My drawing capabilities on the computer are very limited. However, I think I can give you a number of examples without drawing.

I would like to start with an analogy. In the long struggle to have ASL accepted by hearing linguists as a true language, one of the most telling arguments was that it evolved through use by the people who needed it, to be the most efficient form of communication for them. Its rules developed because they made motoric and linguistic sense, just as articulation and meaning rules in other languages developed. Now, analogous to that, over centuries, ways of visualizing ideas have evolved. Pictures are the obvious example, with aspects of pictures being emphasized depending on their purpose (the animals in cave paintings are more elaborate than the hunters, suggesting to archaeologists that those people were representing the spirits of the animals they hunted, rather than their own spirits). Some pictures simply remained pictures, and became artistic expression, very communicative and varied, but functionally artistic. Other pictures gradually became less and less iconic and more and more symbolic, and became print. A third group of pictures became highly organized, in ways that were functional for human vision and thinking patterns. In some cases, what remained in the end was the organizational pattern itself, and either pictures or print could be used within the pattern.

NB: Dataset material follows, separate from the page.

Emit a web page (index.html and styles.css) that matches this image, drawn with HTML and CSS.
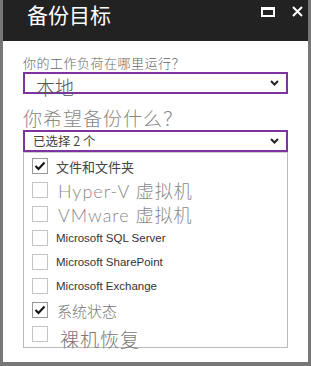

Now, of course these categories overlap, but I would like to concentrate on the third. Here are some examples which, in Northern European influenced culture, are almost universally accepted and recognized:

The timeline.

It can use pictures or print or any other symbols, but the left to right organization conveys the passage of time, sequence of events, cyclical nature of some temporal concepts (like life cycles), and appears in many textbooks, comic books and cartoons, even scrolling of images on some TV shows and computer programs.

The map.

Here, I mean the road map, the spatial layout of any physical environment upon which journeys, events in a story organized by setting, addition of elements to show physical change over time, or diagram of the internal workings of a machine or the human body. Movement over this visual during a discussion gives students constant opportunities to refocus and stay with the teacher, relieving their minds to concentrate on the language of spatial relationships and the information being conveyed about those relationships in this specific instance.

The matrix.

I always call these parallel comparison charts, where relationships of categorization, similarity or difference can be observed together and discussed through isolation of certain aspects without losing sight of the big picture.

Diagrams.

If used appropriately, basic visuals such as Venn Diagrams pinpoint very specific concepts and relationships. Sometimes I catch myself trying to force information into an inappropriate diagram, just for the sake of using it, but that leads, invariably, to confusion for the students.

Grouped Referents.

This is a little harder to explain, but I can give you a visual of it. Say I am working with a student on the Solar System. As we move through experiences, vocabulary pops up (usually content vocabulary) that will be needed in discussion again and again. Rather than simply creating a bulletin board of words, what I want to do is create an organized, print based referent that will help the students recall some of the characteristics and associations related to those lexical items (may be words or phrases, of course). So, the first few words go up:

As we talk, the planet Mars is introduced. "Let's add Mars to the bulletin board. Which group do you think it goes in? With Sun and Earth? Tell me why. Because it starts with a capital letter? You are right, it does, but other groups might get capital letters later. Why does Mars start with a capital letter? Because it is a place. Right. Okay, let's put it with Earth and Sun for now and see if we want to change anything later."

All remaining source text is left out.